[<prev] [next>] [<thread-prev] [thread-next>] [day] [month] [year] [list]
Message-ID: <537B1353.8060704@hp.com>
Date: Tue, 20 May 2014 02:33:23 -0600
From: Thavatchai Makphaibulchoke <thavatchai.makpahibulchoke@...com>
To: Jan Kara <jack@...e.cz>, linux-ext4@...r.kernel.org
CC: Ted Tso <tytso@....edu>
Subject: Re: [PATCH 2/2] ext4: Reduce contention on s_orphan_lock
Please see my one comment below.
BTW, I've run aim7 on your before I notice what I commented below. There are workloads that my patch outperform yours and vice versa.
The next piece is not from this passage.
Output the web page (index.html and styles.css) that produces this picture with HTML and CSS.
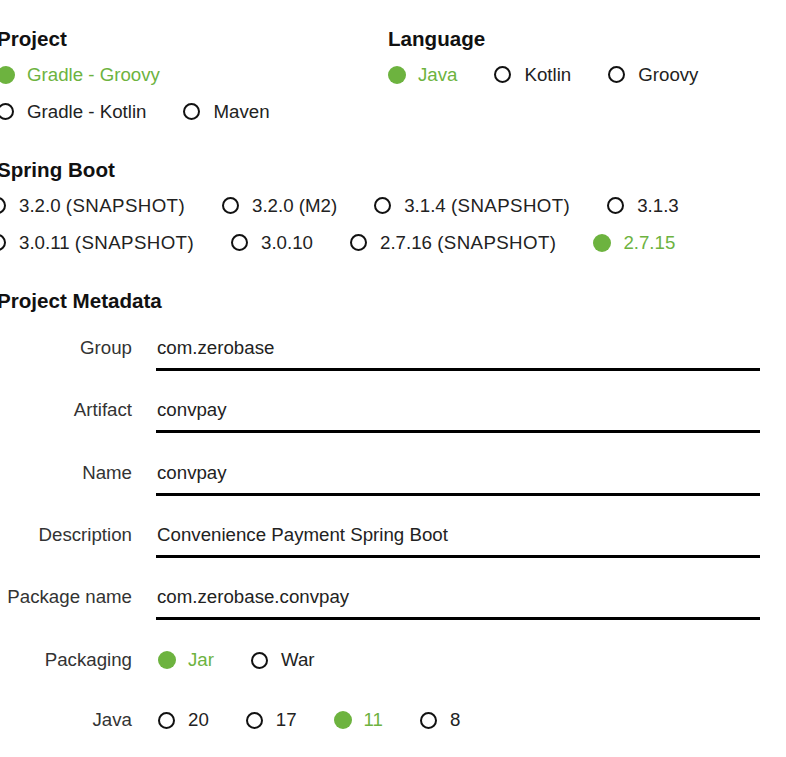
FILE: index.html
```html
<!DOCTYPE html>
<html lang="en">
<head>
<meta charset="utf-8">
<title>Spring Initializr</title>
<link rel="stylesheet" href="styles.css">
</head>
<body>
<main class="page">
  <div class="top-grid">
    <section class="section">
      <h2 class="heading">Project</h2>
      <div class="radio-row">
        <label class="radio checked"><input type="radio" name="project" checked><span>Gradle - Groovy</span></label>
      </div>
      <div class="radio-row">
        <label class="radio"><input type="radio" name="project"><span>Gradle - Kotlin</span></label>
        <label class="radio"><input type="radio" name="project"><span>Maven</span></label>
      </div>
    </section>
    <section class="section">
      <h2 class="heading">Language</h2>
      <div class="radio-row">
        <label class="radio checked"><input type="radio" name="language" checked><span>Java</span></label>
        <label class="radio"><input type="radio" name="language"><span>Kotlin</span></label>
        <label class="radio"><input type="radio" name="language"><span>Groovy</span></label>
      </div>
    </section>
  </div>

  <section class="section">
    <h2 class="heading">Spring Boot</h2>
    <div class="boot-group">
      <div class="radio-row">
        <label class="radio"><input type="radio" name="boot"><span>3.2.0 <span class="snap">(SNAPSHOT)</span></span></label>
        <label class="radio"><input type="radio" name="boot"><span>3.2.0 (M2)</span></label>
        <label class="radio"><input type="radio" name="boot"><span>3.1.4 <span class="snap">(SNAPSHOT)</span></span></label>
        <label class="radio"><input type="radio" name="boot"><span>3.1.3</span></label>
      </div>
      <div class="radio-row">
        <label class="radio"><input type="radio" name="boot"><span>3.0.11 <span class="snap">(SNAPSHOT)</span></span></label>
        <label class="radio"><input type="radio" name="boot"><span>3.0.10</span></label>
        <label class="radio"><input type="radio" name="boot"><span>2.7.16 <span class="snap">(SNAPSHOT)</span></span></label>
        <label class="radio checked"><input type="radio" name="boot" checked><span>2.7.15</span></label>
      </div>
    </div>
  </section>

  <section class="section">
    <h2 class="heading">Project Metadata</h2>
    <div class="meta">
      <div class="field">
        <label class="field-label" for="f-group">Group</label>
        <input class="text-input" id="f-group" type="text" value="com.zerobase">
      </div>
      <div class="field">
        <label class="field-label" for="f-artifact">Artifact</label>
        <input class="text-input" id="f-artifact" type="text" value="convpay">
      </div>
      <div class="field">
        <label class="field-label" for="f-name">Name</label>
        <input class="text-input" id="f-name" type="text" value="convpay">
      </div>
      <div class="field">
        <label class="field-label" for="f-desc">Description</label>
        <input class="text-input" id="f-desc" type="text" value="Convenience Payment Spring Boot">
      </div>
      <div class="field field-last-text">
        <label class="field-label" for="f-pkg">Package name</label>
        <input class="text-input" id="f-pkg" type="text" value="com.zerobase.convpay">
      </div>
      <div class="field field-radio">
        <span class="field-label">Packaging</span>
        <div class="radio-row meta-radios">
          <label class="radio checked"><input type="radio" name="packaging" checked><span>Jar</span></label>
          <label class="radio"><input type="radio" name="packaging"><span>War</span></label>
        </div>
      </div>
      <div class="field field-radio">
        <span class="field-label">Java</span>
        <div class="radio-row meta-radios">
          <label class="radio"><input type="radio" name="java"><span>20</span></label>
          <label class="radio"><input type="radio" name="java"><span>17</span></label>
          <label class="radio checked"><input type="radio" name="java" checked><span>11</span></label>
          <label class="radio"><input type="radio" name="java"><span>8</span></label>
        </div>
      </div>
    </div>
  </section>
</main>
</body>
</html>
```

FILE: styles.css
```css
html, body {
  margin: 0;
  padding: 0;
  background: #ffffff;
}

body {
  font-family: "Liberation Sans", Arial, sans-serif;
  font-size: 18.7px;
  color: #222222;
  overflow: hidden;
}

.page {
  margin-left: -3px;
  padding-top: 26px;
  width: 763px;
}

.top-grid {
  display: grid;
  grid-template-columns: 391px auto;
}

.section {
  margin-bottom: 27px;
}

.heading {
  margin: 0 0 4px;
  font-size: 20.6px;
  font-weight: bold;
  line-height: 26px;
  color: #111111;
}

.radio-row {
  display: flex;
  align-items: center;
  height: 37px;
  white-space: nowrap;
}

.boot-group {
  margin-left: -8px;
}

.snap {
  letter-spacing: 0.4px;
}

.radio {
  display: inline-flex;
  align-items: center;
  margin-right: 37px;
  cursor: pointer;
  line-height: 26px;
}

.radio input {
  appearance: none;
  -webkit-appearance: none;
  box-sizing: border-box;
  width: 17px;
  height: 17px;
  margin: 0 13px 0 0;
  border: 2px solid #111111;
  border-radius: 50%;
  background: #ffffff;
  flex: none;
}

.radio.checked input {
  width: 18px;
  height: 18px;
  margin-right: 12px;
  border: none;
  background: #6db33f;
}

.radio.checked span {
  color: #6db33f;
}

.meta {
  padding-top: 17px;
}

.field {
  display: grid;
  grid-template-columns: 135px 604px;
  column-gap: 21px;
  align-items: start;
  margin-bottom: 26.3px;
}

.field-last-text {
  margin-bottom: 27.3px;
}

.field-label {
  text-align: right;
  line-height: 26px;
  color: #333333;
}

.text-input {
  box-sizing: border-box;
  width: 604px;
  height: 36px;
  margin: 0 0 0 3px;
  padding: 0 0 7px 1px;
  border: none;
  border-bottom: 3px solid #000000;
  border-radius: 0;
  outline: none;
  font-family: inherit;
  font-size: 18.7px;
  line-height: 26px;
  color: #222222;
  background: transparent;
}

.field-radio {
  margin-bottom: 34px;
}

.meta-radios {
  height: 26px;
  margin-left: 5px;
}
```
I will have to redo it over again.
On 05/15/2014 02:17 PM, Jan Kara wrote:
> Shuffle code around in ext4_orphan_add() and ext4_orphan_del() so that
> we avoid taking global s_orphan_lock in some cases and hold it for
> shorter time in other cases.
>
> Signed-off-by: Jan Kara <jack@...e.cz>
> ---
> fs/ext4/namei.c | 109 +++++++++++++++++++++++++++++++++-----------------------
> 1 file changed, 65 insertions(+), 44 deletions(-)
>
> diff --git a/fs/ext4/namei.c b/fs/ext4/namei.c
> index 5fcaa85b6dc5..0486fbafb808 100644
> --- a/fs/ext4/namei.c
> +++ b/fs/ext4/namei.c
> @@ -2539,13 +2539,17 @@ static int empty_dir(struct inode *inode)
> return 1;
> }
>
> -/* ext4_orphan_add() links an unlinked or truncated inode into a list of
> +/*
> + * ext4_orphan_add() links an unlinked or truncated inode into a list of
> * such inodes, starting at the superblock, in case we crash before the
> * file is closed/deleted, or in case the inode truncate spans multiple
> * transactions and the last transaction is not recovered after a crash.
> *
> * At filesystem recovery time, we walk this list deleting unlinked
> * inodes and truncating linked inodes in ext4_orphan_cleanup().
> + *
> + * Orphan list manipulation functions must be called under i_mutex unless
> + * we are just creating the inode or deleting it.
> */
> int ext4_orphan_add(handle_t *handle, struct inode *inode)
> {
> @@ -2553,13 +2557,19 @@ int ext4_orphan_add(handle_t *handle, struct inode *inode)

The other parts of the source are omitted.